データで読み解く家電の今

ビデオカメラ市場は縮小傾向も、4Kや高倍率ズームに活路

販売実績を基にしたデータから、国内家電市場の実態を検証する(協力:GfK Japan)
ソニー「FDR-AX55」

 今回取り上げるのはビデオカメラ。スマートフォンの隆盛や、デジタルカメラの動画機能強化などにより、市場の縮小がささやかれている。一方で、アクションカメラのような新たなカテゴリも生まれつつある。ビデオカメラ市場の実態はどうなっているのだろうか?

 なお、今回は、ビデオカメラ(カムコーダ)、アクションカメラ、マルチメディアカメラを合計して、「ビデオカメラ」としており、注記なき場合はこれらの合計値を表している。

 家電量販店におけるビデオカメラの販売台数は2011年をピークに減少が続いている。'16年も台数前年比9%減となった。販売台数は過去5年間でほぼ半減している。

 GfK Japanの宮本 徹アナリストは、「内閣府調査によると一般世帯におけるビデオカメラの普及率は40%前半でここ10年変化がないと言われるが、デジタルカメラにおける動画機能向上やスマホの普及によってビデオカメラの使用機会が減少しているため、販売は縮小している」と分析している。

 一方で伸びているのは、GoProに代表されるアクションカメラ。小型で衝撃に強く臨場感のある映像を撮影できることから順調に拡大しており、'16年は台数前年比3割増となった。また、ビデオカメラ販売に占めるアクションカメラの台数構成比をみると、'12年にはほとんどなかったが、'16年は約2割に達している。

GoProの「HERO5 Black」(左)、「HERO5 Session」(右)

 ビデオカメラの売上台数は減少傾向にあるが、平均価格(税抜)は維持されている。'12年の42,000円に対し、'16年は43,600円だ。これを支えるのが4K対応や高倍率ズーム搭載モデルなどが伸長したことによる高付加価値化だ。

 ビデオカメラ(カムコーダ)では4K動画対応が進んでおり、4K対応モデルの販売数量構成比は'16年で20%。ラインナップの拡充により、'15年から10%拡大しているという。「4K動画対応モデルの販売構成比は、デジタルカメラではコンパクトカメラで5%、レンズ交換式カメラで8%に留まっており、4K動画対応についてはビデオカメラが先行していると言える」(Gfk Japan宮本アナリスト)。
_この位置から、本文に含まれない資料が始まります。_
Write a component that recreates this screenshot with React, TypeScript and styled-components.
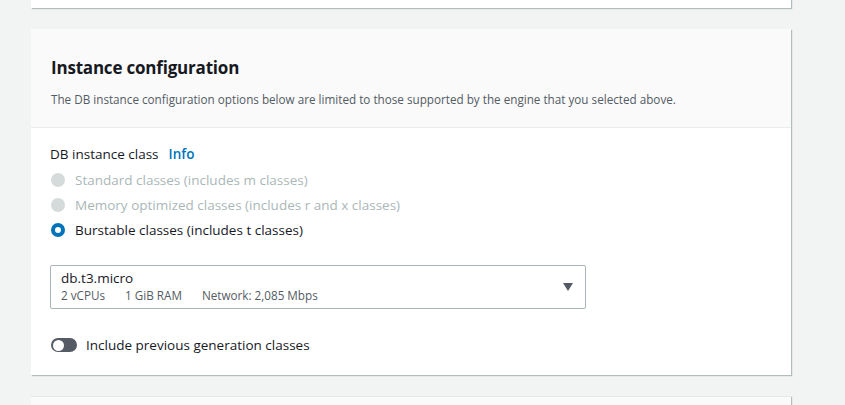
import React from "react";
import styled, { createGlobalStyle } from "styled-components";

const Global = createGlobalStyle`
  html, body { margin: 0; padding: 0; background: #f2f3f3; }
  body { font-family: "Open Sans", "Noto Sans", sans-serif; color: #16191f; }
  * { box-sizing: border-box; }
`;

const Page = styled.div`
  width: 845px;
  height: 415px;
  overflow: hidden;
  display: flex;
  flex-direction: column;
  gap: 21px;
  padding-left: 31px;
  margin-top: -10px;
`;

const Card = styled.div<{ $h?: number }>`
  width: 760px;
  background: #fff;
  box-shadow: 1px 1px 1px 0 rgba(0, 22, 28, 0.25);
  ${(p) => (p.$h ? `height: ${p.$h}px;` : "")}
  flex-shrink: 0;
`;

const NextCard = styled(Card)`
  background: #fafafa;
  border-top: 1px solid #e4e8e8;
  height: 40px;
`;

const Header = styled.div`
  background: #fafafa;
  border-bottom: 1px solid #eaeded;
  padding: 27px 20px 0 20px;
  height: 99px;
`;

const Title = styled.h2`
  margin: 0;
  font-size: 17px;
  font-weight: 700;
  line-height: 24px;
  letter-spacing: -0.2px;
`;

const Desc = styled.p`
  margin: 11px 0 0 0;
  font-size: 11.7px;
  line-height: 16px;
  color: #545b64;
`;

const Body = styled.div`
  padding: 16px 19px 20px 19px;
`;

const Label = styled.div`
  font-size: 13.5px;
  line-height: 20px;
  display: flex;
  gap: 10px;
`;

const Info = styled.span`
  color: #0073bb;
  font-weight: 600;
`;

const RadioList = styled.div`
  display: flex;
  flex-direction: column;
  margin-top: 6px;
  gap: 5px;
`;

const RadioRow = styled.div<{ $disabled?: boolean }>`
  display: flex;
  align-items: center;
  gap: 10px;
  font-size: 13.5px;
  line-height: 20px;
  color: ${(p) => (p.$disabled ? "#aab7b8" : "#16191f")};
`;

const RadioDot = styled.span<{ $state: "disabled" | "checked" }>`
  width: 14px;
  height: 14px;
  margin-left: 1px;
  border-radius: 50%;
  flex-shrink: 0;
  ${(p) =>
    p.$state === "disabled"
      ? "background: #d5dbdb;"
      : "background: #fff; border: 4px solid #0073bb;"}
`;

const Select = styled.div`
  margin-top: 25px;
  width: 536px;
  height: 44px;
  border: 1px solid #aab7b8;
  border-radius: 2px;
  display: flex;
  align-items: center;
  justify-content: space-between;
  padding: 0 12px 0 10px;
`;

const SelectText = styled.div`
  display: flex;
  flex-direction: column;
`;

const SelectMain = styled.div`
  font-size: 13.5px;
  line-height: 17px;
`;

const SelectMeta = styled.div`
  display: flex;
  gap: 20px;
  font-size: 11.7px;
  line-height: 17px;
  color: #545b64;
`;

const Toggle = styled.div`
  margin-top: 26px;
  display: flex;
  align-items: center;
  gap: 9px;
  font-size: 13.5px;
  line-height: 20px;
`;

const Track = styled.span`
  width: 26px;
  height: 14px;
  margin-left: 1px;
  border-radius: 7px;
  background: #545b64;
  display: flex;
  align-items: center;
  padding-left: 1.5px;
`;

const Knob = styled.span`
  width: 11px;
  height: 11px;
  border-radius: 50%;
  background: #fff;
`;

export default function App() {
  return (
    <>
      <Global />
      <Page>
        <Card $h={18} />
        <Card>
          <Header>
            <Title>Instance configuration</Title>
            <Desc>
              The DB instance configuration options below are limited to those supported by the engine that you selected above.
            </Desc>
          </Header>
          <Body>
            <Label>
              DB instance class <Info>Info</Info>
            </Label>
            <RadioList>
              <RadioRow $disabled>
                <RadioDot $state="disabled" />
                Standard classes (includes m classes)
              </RadioRow>
              <RadioRow $disabled>
                <RadioDot $state="disabled" />
                Memory optimized classes (includes r and x classes)
              </RadioRow>
              <RadioRow>
                <RadioDot $state="checked" />
                Burstable classes (includes t classes)
              </RadioRow>
            </RadioList>
            <Select>
              <SelectText>
                <SelectMain>db.t3.micro</SelectMain>
                <SelectMeta>
                  <span>2 vCPUs</span>
                  <span>1 GiB RAM</span>
                  <span>Network: 2,085 Mbps</span>
                </SelectMeta>
              </SelectText>
              <svg width="10" height="8" viewBox="0 0 10 8">
                <path d="M0 0 H10 L5 8 Z" fill="#545b64" />
              </svg>
            </Select>
            <Toggle>
              <Track>
                <Knob />
              </Track>
              Include previous generation classes
            </Toggle>
          </Body>
        </Card>
        <NextCard />
      </Page>
    </>
  );
}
パナソニックの4K&ワイプ撮り対応ビデオカメラ「HC-WX995M」

 加えて、ビデオカメラの大きなトレンドとなっているのが、「高倍率ズーム」。光学ズーム倍率40倍以上の数量構成比は48%と、前年から5%拡大している。「デジタルカメラではこの構成比は5%にとどまる。運動会、発表会のような撮影対象から離れた位置で撮影せざるを得ないシチュエーションではビデオカメラが圧倒的に優位」とする。

 '12年以降のデータを見ても、ズーム倍率20倍未満が大幅に減少し、40倍以上が年々増えていることが確認できる。

“iA90倍ズーム”のパナソニック「HC-V480MS」

 GfK Japan宮本アナリストは、「スマートフォンやデジタルカメラは動画撮影を行なう層の拡大に貢献したが、よりキレイで臨場感のある動画を撮影したい、と思ってもらえるような動機が発掘されると、ビデオカメラへのステップアップにつながる。最近は4K動画から高画質な静止画を切り出せたり、サブカメラを利用し撮影者の表情も撮影できるワイプ撮りができたりと従来の動画撮影+αで楽しめるモデルが増えており、性能の進化によってユーザーの表現の幅が広がっている」と分析している。